Katharina Wagner und ihr Bühnenbildner Tilo Steffens finden klare, deutliche Bilder, sie zeigen die zwei entgegengesetzten Welten, personifiziert in Hans Sachs und Stolzing auf der einen, Sixtus Beckmesser auf der anderen Seite. Dieser Beckmesser! Ein Eiferer, ein Besessener, ein Unsymp, dem Sachs mit geradezu spöttischer Gelassenheit begegnet. Beide werden sich im Verlauf der Oper in ihr Gegenteil verwandeln.

Im zweiten Akt ebenfalls viele, viele Bilder und jede Menge Dialoge, vor allem der zwischen Sachs und Beckmesser. Das Ganze gipfelt bekanntlich in der berühmten Prügelfuge – und hier entfacht Katharina Wagner ein grandioses Spektakel. Es geht zu wie in einem Tollhaus, die Akademie-Eleven, eben noch züchtig und ordentlich, mutieren zu wild gewordenen anarchischen Rebellen, als feierten sie eine soeben erst neu errungene Freiheit. Selbst die hehren Gipsbüsten deutscher Geistesgrößen, die bislang die Akademie zierten, werden lebendig. Bach, Beethoven, Hölderlin und Co. tanzen mit. Das ist perfekt choreografiert, das gehört zum Besten dieser Inszenierung.

Dann wird’s problematisch. Katharina Wagner zieht alle möglichen und unmöglichen Register ihrer Regiekunst: Slapstick, Ironie, bitterer Spott, Übertreibungen noch und noch, Peinlichkeiten, Plattheiten, Lächerlichkeiten… Das ist des Guten ganz entschieden zuviel. Stolzing wandelt sich zu einem softigen Traum-Schwiegersohn, der sein Anarcho-Dasein aufgibt und sich als Schlagersternchen an das Kunstgewerbe verkauft. Auch Sachs hat sich verändert, steckt inzwischen in einem feinen Zwirn und leistet sich ein schickes, durchgestyltes Etablissement, nippt zudem fleißig am Rotwein. Nichts bleibt übrig vom Anspruch, sich als Speerspitze der Intelligenz um die revolutionäre Kraft der Kunst zu bemühen. Viel schlimmer noch: all jene, die wahrhaftig eben jene Kunst allein noch hochhalten (Dirigent, Regisseur, Bühnenbildner) werden in eine Kiste gesperrt und kurzerhand angezündet. Das geht zu weit!
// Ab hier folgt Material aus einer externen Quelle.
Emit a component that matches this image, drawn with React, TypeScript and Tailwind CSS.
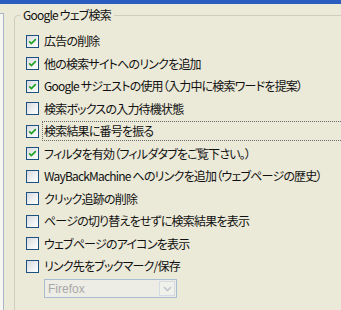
import React from "react";

type Item = { label: string; checked: boolean; focused?: boolean };

const items: Item[] = [
  { label: "広告の削除", checked: true },
  { label: "他の検索サイトへのリンクを追加", checked: true },
  { label: "Google サジェストの使用（入力中に検索ワードを提案）", checked: true },
  { label: "検索ボックスの入力待機状態", checked: false },
  { label: "検索結果に番号を振る", checked: true, focused: true },
  { label: "フィルタを有効（フィルダタブをご覧下さい。）", checked: true },
  { label: "WayBackMachine へのリンクを追加（ウェブページの歴史）", checked: false },
  { label: "クリック追跡の削除", checked: false },
  { label: "ページの切り替えをせずに検索結果を表示", checked: false },
  { label: "ウェブページのアイコンを表示", checked: false },
  { label: "リンク先をブックマーク/保存", checked: false },
];

const Check = ({ checked }: { checked: boolean }) => (
  <div className="w-[13px] h-[13px] shrink-0 border border-[#1c5180] bg-linear-to-br from-[#d6d9e0] via-[#eceef0] to-white flex items-center justify-center">
    {checked && (
      <svg width="9" height="9" viewBox="0 0 9 9">
        <path d="M1.2 4.4 L3.4 6.5 L7.8 2.2" fill="none" stroke="#21a121" strokeWidth="1.7" />
      </svg>
    )}
  </div>
);

const Row = ({ item }: { item: Item }) => (
  <div className="h-[22.5px] flex items-center pl-[11px]">
    <Check checked={item.checked} />
    <span
      className={
        item.focused
          ? "ml-[3px] flex-1 h-[20px] flex items-center px-[1px] border border-dotted border-[#6b6b6b] whitespace-nowrap"
          : "ml-[5px] whitespace-nowrap"
      }
    >
      {item.label}
    </span>
  </div>
);

export default function App() {
  return (
    <div className="w-[341px] h-[310px] overflow-hidden bg-[#ebe9d8] text-[12px] leading-[14px] tracking-[-0.8px] text-[#111] font-['Noto_Sans_CJK_JP','Noto_Sans',sans-serif] [font-feature-settings:'palt']">
      <div className="h-[4px] bg-[#2b5cc0]" />
      <div className="flex h-[306px]">
        <div className="w-[4px] shrink-0 mt-[9px] bg-[#f7f7f2] border-r border-t border-[#a8b6c8]" />
        <div className="flex-1 overflow-hidden pt-[4px]">
          <fieldset className="ml-[10px] w-[360px] h-[330px] border border-[#cfcdbd] rounded-tl-[4px]">
            <legend className="ml-[5px] px-[3px] leading-[14px]">Google ウェブ検索</legend>
            <div className="pt-[8px]">
              {items.map((it) => (
                <Row key={it.label} item={it} />
              ))}
              <div className="h-[22.5px] flex items-center pl-[29px]">
                <div className="w-[133px] h-[19px] border border-[#a9bbd3] bg-[#eeede5] flex items-center">
                  <span className="flex-1 pl-[3px] tracking-normal text-[#a8a8a8] font-['Liberation_Sans',sans-serif]">Firefox</span>
                  <div className="w-[16px] h-[15px] mr-[1px] border border-[#d4dbe6] bg-[#f1f1ec] flex items-center justify-center">
                    <svg width="9" height="6" viewBox="0 0 9 6">
                      <path d="M1 1 L4.5 4.5 L8 1" fill="none" stroke="#c2c6cc" strokeWidth="1.6" />
                    </svg>
                  </div>
                </div>
              </div>
            </div>
          </fieldset>
        </div>
      </div>
    </div>
  );
}
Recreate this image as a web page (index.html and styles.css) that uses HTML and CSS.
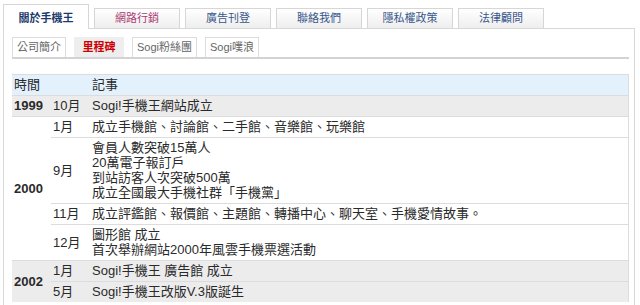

Doch die Bahn wird dadurch frei für das Preissingen – auch eine eher peinliche Regieleistung. Ein nackter Adam beim ungelenken Gestammel des Beckmessers soll wohl ein wenig provozieren, die Riesenwurst, die Sachs sich aus seiner Hose zieht wohl auch. Über beides lässt sich nur müde lächeln.

Gruselig wird Sachs’ Ansprache. Wenn er über die „heil’ge deutsche Kunst“ räsoniert, fahren rechts und links von ihm zwei riesengroße Arno-Breker-Helden in Bronze aus dem Bühnenboden, Sachs wird von unten aus angeleuchtet und schwafelt von „welschem Dunst mit welschem Tand“. „Ehrt eure deutschen Meister“ – macht Sachs auf diese Weise seinen Frieden mit den äußeren Umständen?

In der von opernnetz besuchten dritten Repertoirevorstellung auf dem Grünen Hügel gab es einen unvorstellbaren Orkan von Buh-Rufen, als Katharina Wagner zusammen mit dem Ensemble auf die Bühne trat. Hier die Gralshüter der „echten“ Wagnerinszenierungen, dort diejenigen, die darauf warten, dass von Bayreuth vielleicht doch noch neue, wegweisende Impulse ausgehen. Beide Parteien vereinten sich im Fortissimo der Buhs.

Dagegen verdiente die musikalische Leistung der Meistersinger-Aufführung großes Lob, vor allem das ausgezeichnet aufgelegte Festspiel-Orchester unter Hügel-Neuling Sebastian Weigle. Franz Hawlata, nach der Premiere am 25. Juli noch kräftig abgestraft, stand als Sachs nun völlig über seiner Rolle, ging glänzend in ihr auf, von ganz leichten Konditionsschwierigkeiten am Ende einmal abgesehen. Michael Volle als Beckmesser war sängerisch wie schauspielerisch eine Wucht. Und den Walther von Stolzing gab Klaus Florian Vogt mit schier unglaublicher Grandezza: voller Kraft, voller Überschwang, mit unerschöpflichen Energiereserven und ebenfalls schauspielerischer Höchstleistung. Allein die beiden Damen (Amanda Mace als Eva und Carola Guber als Magdalene) blieben hinter diesem Niveau leicht zurück.

Bayreuth ist eine Werkstatt, das weiß man. Katharina Wagner hat an ihren „Meistersingern“ noch viel zu werkeln. Das ihr zu empfehlende Rezept: Weniger ist Mehr. Ihr Ansatz jedenfalls ist gar nicht schlecht.